Goal of the exercise
Leave out the pictures and repeat everything else in the records exactly.

Material provided
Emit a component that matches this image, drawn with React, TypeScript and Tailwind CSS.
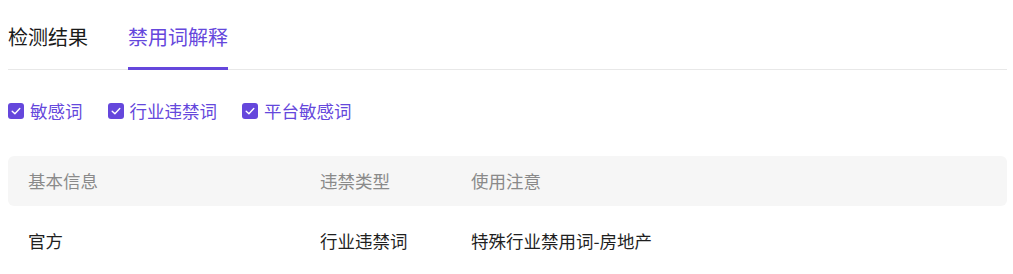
import React, { useState } from 'react';

const tabs = ['检测结果', '禁用词解释'];
const filters = ['敏感词', '行业违禁词', '平台敏感词'];

const rows = [{ source: '官方', type: '行业违禁词', note: '特殊行业禁用词-房地产' }];

const CheckBox: React.FC<{ checked: boolean }> = ({ checked }) => (
  <span
    className={`flex items-center justify-center w-4 h-4 rounded-[3px] ${
      checked ? 'bg-[#6547dc]' : 'border border-[#cfcfcf] bg-white'
    }`}
  >
    {checked && (
      <svg viewBox="0 0 16 16" className="w-4 h-4">
        <path d="M4.2 8.3 L6.9 10.8 L11.8 5.6" fill="none" stroke="#fff" strokeWidth="1.4" strokeLinecap="round" strokeLinejoin="round" />
      </svg>
    )}
  </span>
);

export default function App() {
  const [active, setActive] = useState(1);
  const [checked, setChecked] = useState([true, true, true]);

  return (
    <div className="pl-2 pr-[6px] bg-white font-['Noto_Sans_CJK_SC','Noto_Sans',sans-serif]">
      {/* Tabs */}
      <div className="flex gap-10 h-[70px] border-b border-[#e8e8e8]">
        {tabs.map((t, i) => (
          <button
            key={t}
            onClick={() => setActive(i)}
            className={`relative flex items-center pt-1 text-[20px] leading-none ${
              active === i ? 'text-[#6547dc]' : 'text-[#1a1a1a]'
            }`}
          >
            {t}
            {active === i && (
              <span className="absolute left-0 right-0 bottom-[-1px] h-[3px] bg-[#6547dc]" />
            )}
          </button>
        ))}
      </div>

      {/* Filters */}
      <div className="flex items-center gap-[25px] mt-[29px] h-6">
        {filters.map((f, i) => (
          <label
            key={f}
            className="flex items-center gap-[6px] cursor-pointer"
            onClick={() => setChecked(c => c.map((v, j) => (j === i ? !v : v)))}
          >
            <CheckBox checked={checked[i]} />
            <span className="text-[17.5px] leading-none text-[#6547dc]">{f}</span>
          </label>
        ))}
      </div>

      {/* Table */}
      <div className="mt-[33px]">
        <div className="grid grid-cols-[292px_151px_1fr] items-center h-[50px] pl-5 rounded-md bg-[#f6f6f6] text-[17.5px] leading-none text-[#8a8a8a]">
          <span>基本信息</span>
          <span>违禁类型</span>
          <span>使用注意</span>
        </div>
        {rows.map(r => (
          <div
            key={r.note}
            className="grid grid-cols-[292px_151px_1fr] items-center h-[70px] pl-5 text-[17.5px] leading-none text-[#1f1f1f]"
          >
            <span>{r.source}</span>
            <span>{r.type}</span>
            <span>{r.note}</span>
          </div>
        ))}
      </div>
    </div>
  );
}
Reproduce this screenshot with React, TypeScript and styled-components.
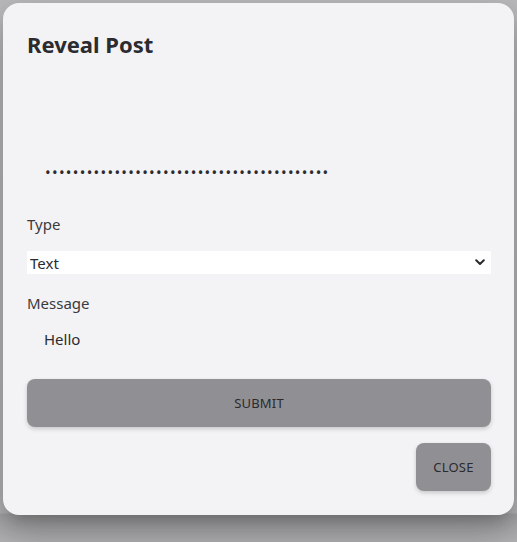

Finished task
Emit a component that matches this image, drawn with React, TypeScript and Tailwind CSS.
import React, { useState } from 'react';

const tabs = ['检测结果', '禁用词解释'];
const filters = ['敏感词', '行业违禁词', '平台敏感词'];

const rows = [{ source: '官方', type: '行业违禁词', note: '特殊行业禁用词-房地产' }];

const CheckBox: React.FC<{ checked: boolean }> = ({ checked }) => (
  <span
    className={`flex items-center justify-center w-4 h-4 rounded-[3px] ${
      checked ? 'bg-[#6547dc]' : 'border border-[#cfcfcf] bg-white'
    }`}
  >
    {checked && (
      <svg viewBox="0 0 16 16" className="w-4 h-4">
        <path d="M4.2 8.3 L6.9 10.8 L11.8 5.6" fill="none" stroke="#fff" strokeWidth="1.4" strokeLinecap="round" strokeLinejoin="round" />
      </svg>
    )}
  </span>
);

export default function App() {
  const [active, setActive] = useState(1);
  const [checked, setChecked] = useState([true, true, true]);

  return (
    <div className="pl-2 pr-[6px] bg-white font-['Noto_Sans_CJK_SC','Noto_Sans',sans-serif]">
      {/* Tabs */}
      <div className="flex gap-10 h-[70px] border-b border-[#e8e8e8]">
        {tabs.map((t, i) => (
          <button
            key={t}
            onClick={() => setActive(i)}
            className={`relative flex items-center pt-1 text-[20px] leading-none ${
              active === i ? 'text-[#6547dc]' : 'text-[#1a1a1a]'
            }`}
          >
            {t}
            {active === i && (
              <span className="absolute left-0 right-0 bottom-[-1px] h-[3px] bg-[#6547dc]" />
            )}
          </button>
        ))}
      </div>

      {/* Filters */}
      <div className="flex items-center gap-[25px] mt-[29px] h-6">
        {filters.map((f, i) => (
          <label
            key={f}
            className="flex items-center gap-[6px] cursor-pointer"
            onClick={() => setChecked(c => c.map((v, j) => (j === i ? !v : v)))}
          >
            <CheckBox checked={checked[i]} />
            <span className="text-[17.5px] leading-none text-[#6547dc]">{f}</span>
          </label>
        ))}
      </div>

      {/* Table */}
      <div className="mt-[33px]">
        <div className="grid grid-cols-[292px_151px_1fr] items-center h-[50px] pl-5 rounded-md bg-[#f6f6f6] text-[17.5px] leading-none text-[#8a8a8a]">
          <span>基本信息</span>
          <span>违禁类型</span>
          <span>使用注意</span>
        </div>
        {rows.map(r => (
          <div
            key={r.note}
            className="grid grid-cols-[292px_151px_1fr] items-center h-[70px] pl-5 text-[17.5px] leading-none text-[#1f1f1f]"
          >
            <span>{r.source}</span>
            <span>{r.type}</span>
            <span>{r.note}</span>
          </div>
        ))}
      </div>
    </div>
  );
}
Reproduce this screenshot with React, TypeScript and styled-components.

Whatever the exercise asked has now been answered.